The confusing nature of the class coalition ensured that the real objectives of the INC were obscure to most observers. Stalin, had however pointed out by 1925, that the INC was in effect a class coalition; and that both sections were timid; and that the worker and peasants should take over the leadership (See p.80). Unfortunately this thrust did not achieve fruition, sabotaged as it was at a critical juncture, by a revisionist Communist International.
 
OWNERSHIP OF INDIAN BUSINESS AND INDUSTRY PRE WWI.

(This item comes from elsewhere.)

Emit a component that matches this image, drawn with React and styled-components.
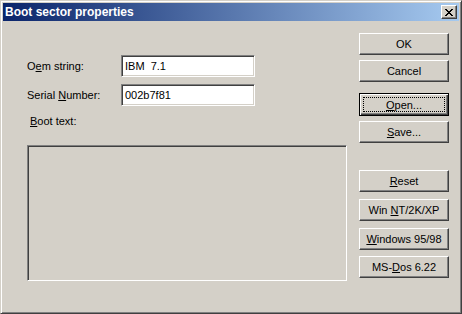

COMPRADORS AND NATIONAL CAPITALISTS IN INDIA
 
 The ownership, management and financial capital underlying the large scale industries was dominated by the British. Nonetheless it is significant that this does not mean that there was no ownership by the native bourgeoisie. The process of development of the Indian industrial bourgeoisie was progressing :

As outlined above, the representatives of Indian capitalist to first become industrialists were the old traders that had made links with British colonists: But simply because the merchants had been connected with British capital did not necessarily make them indefinitely tolerable to British capital, or compradors. Moreover, the process of coming into being of a bourgeoisie wholly interested in its own capital, and not satisfied with being an imperialist chained beast, is not a mechanical and rigid one. For example, the great Birla family.
 
Gyanshamdas D. Birla (in the second wave of industrialists identified by D.N. in the above quote) was originally a trader whose family had its' first successes in the opium and cotton markets. Thereafter, as his biographer explains, Birla was blocked repeatedly by British interests. His further rise was helped ultimately by an Indian feudal prince. This little story of coming into being, goes against expectations in two ways, firstly that a feudal prince should aid the capitalists; and secondly that a "true" comprador could change his stripes :  
Naturally the discrimination that Birla experienced did not endear the British regime to him. He later became a major industrialists and a key business supporter of the Indian National Congress. This firm also became one of the top 5 major monopoly business houses in India, and the Birlas are further discussed below.
 
Marxist-Leninists use the term Comprador capitalist to refer to a group of capitalists whose profit comes wholly from the role they perform for foreign colonial capital. The term originally comes from China, where these individuals were primarily traders and merchants. In India traders as outlined above were clearly linked to imperialism. Marxist-Leninists use the term National capitalists to describe the capitalists whose business interests are primarily in industry, and who are not dependent upon foreign capital for their surplus profit.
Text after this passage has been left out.